____ RAW DATA
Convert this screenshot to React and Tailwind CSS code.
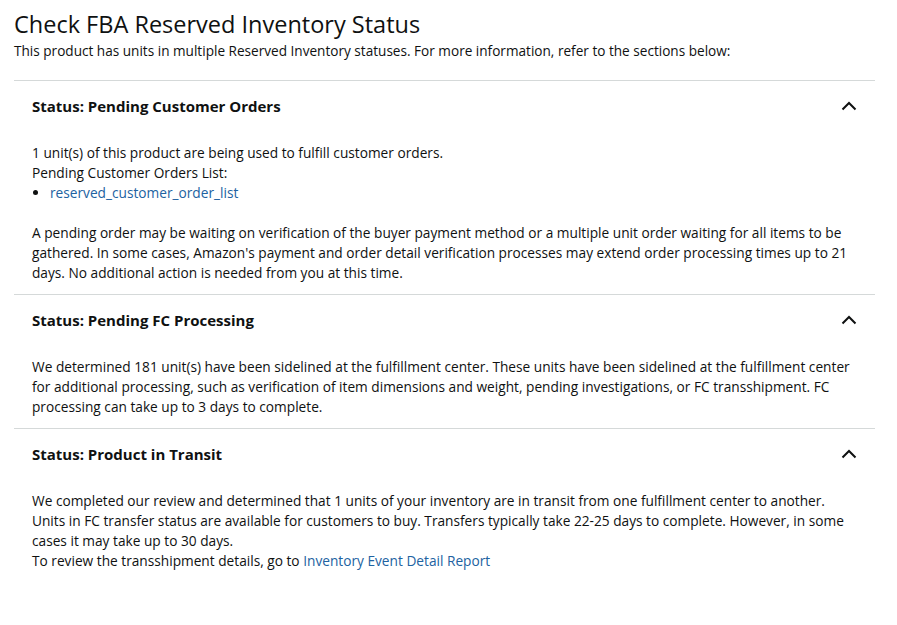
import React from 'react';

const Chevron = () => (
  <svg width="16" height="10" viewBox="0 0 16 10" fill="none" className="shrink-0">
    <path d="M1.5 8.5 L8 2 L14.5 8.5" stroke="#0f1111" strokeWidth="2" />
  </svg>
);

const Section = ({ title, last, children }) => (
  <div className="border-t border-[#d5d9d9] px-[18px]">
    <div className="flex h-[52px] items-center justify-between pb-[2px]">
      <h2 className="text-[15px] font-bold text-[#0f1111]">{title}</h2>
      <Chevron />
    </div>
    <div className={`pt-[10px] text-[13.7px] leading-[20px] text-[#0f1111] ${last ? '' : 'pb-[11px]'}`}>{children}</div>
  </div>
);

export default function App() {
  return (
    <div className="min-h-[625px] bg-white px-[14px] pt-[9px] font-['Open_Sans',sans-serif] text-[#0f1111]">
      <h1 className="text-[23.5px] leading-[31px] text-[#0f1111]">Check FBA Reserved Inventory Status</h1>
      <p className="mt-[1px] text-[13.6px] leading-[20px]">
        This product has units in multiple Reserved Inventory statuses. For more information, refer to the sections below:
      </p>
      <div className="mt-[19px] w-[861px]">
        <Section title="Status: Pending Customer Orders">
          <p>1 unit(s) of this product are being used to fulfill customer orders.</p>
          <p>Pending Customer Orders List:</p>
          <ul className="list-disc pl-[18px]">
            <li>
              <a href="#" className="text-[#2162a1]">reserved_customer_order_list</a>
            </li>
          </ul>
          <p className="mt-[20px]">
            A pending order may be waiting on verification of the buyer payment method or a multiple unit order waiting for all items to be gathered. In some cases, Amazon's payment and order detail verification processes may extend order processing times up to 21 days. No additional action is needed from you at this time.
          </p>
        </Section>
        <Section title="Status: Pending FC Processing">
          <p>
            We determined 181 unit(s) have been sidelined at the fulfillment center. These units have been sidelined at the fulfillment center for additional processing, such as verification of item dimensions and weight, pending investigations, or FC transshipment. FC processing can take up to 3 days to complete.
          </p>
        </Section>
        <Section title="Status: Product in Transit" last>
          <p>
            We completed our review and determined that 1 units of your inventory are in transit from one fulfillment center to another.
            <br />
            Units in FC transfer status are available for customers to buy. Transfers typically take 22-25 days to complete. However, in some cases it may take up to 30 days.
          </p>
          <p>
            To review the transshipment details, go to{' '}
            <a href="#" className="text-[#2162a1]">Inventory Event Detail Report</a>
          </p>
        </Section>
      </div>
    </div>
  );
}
________
DIRECTIVE:
Quote each line of the listing exactly, but leave the pictures out.

SOLVED EXERCISE:
Convert this screenshot to React and Tailwind CSS code.
import React from 'react';

const Chevron = () => (
  <svg width="16" height="10" viewBox="0 0 16 10" fill="none" className="shrink-0">
    <path d="M1.5 8.5 L8 2 L14.5 8.5" stroke="#0f1111" strokeWidth="2" />
  </svg>
);

const Section = ({ title, last, children }) => (
  <div className="border-t border-[#d5d9d9] px-[18px]">
    <div className="flex h-[52px] items-center justify-between pb-[2px]">
      <h2 className="text-[15px] font-bold text-[#0f1111]">{title}</h2>
      <Chevron />
    </div>
    <div className={`pt-[10px] text-[13.7px] leading-[20px] text-[#0f1111] ${last ? '' : 'pb-[11px]'}`}>{children}</div>
  </div>
);

export default function App() {
  return (
    <div className="min-h-[625px] bg-white px-[14px] pt-[9px] font-['Open_Sans',sans-serif] text-[#0f1111]">
      <h1 className="text-[23.5px] leading-[31px] text-[#0f1111]">Check FBA Reserved Inventory Status</h1>
      <p className="mt-[1px] text-[13.6px] leading-[20px]">
        This product has units in multiple Reserved Inventory statuses. For more information, refer to the sections below:
      </p>
      <div className="mt-[19px] w-[861px]">
        <Section title="Status: Pending Customer Orders">
          <p>1 unit(s) of this product are being used to fulfill customer orders.</p>
          <p>Pending Customer Orders List:</p>
          <ul className="list-disc pl-[18px]">
            <li>
              <a href="#" className="text-[#2162a1]">reserved_customer_order_list</a>
            </li>
          </ul>
          <p className="mt-[20px]">
            A pending order may be waiting on verification of the buyer payment method or a multiple unit order waiting for all items to be gathered. In some cases, Amazon's payment and order detail verification processes may extend order processing times up to 21 days. No additional action is needed from you at this time.
          </p>
        </Section>
        <Section title="Status: Pending FC Processing">
          <p>
            We determined 181 unit(s) have been sidelined at the fulfillment center. These units have been sidelined at the fulfillment center for additional processing, such as verification of item dimensions and weight, pending investigations, or FC transshipment. FC processing can take up to 3 days to complete.
          </p>
        </Section>
        <Section title="Status: Product in Transit" last>
          <p>
            We completed our review and determined that 1 units of your inventory are in transit from one fulfillment center to another.
            <br />
            Units in FC transfer status are available for customers to buy. Transfers typically take 22-25 days to complete. However, in some cases it may take up to 30 days.
          </p>
          <p>
            To review the transshipment details, go to{' '}
            <a href="#" className="text-[#2162a1]">Inventory Event Detail Report</a>
          </p>
        </Section>
      </div>
    </div>
  );
}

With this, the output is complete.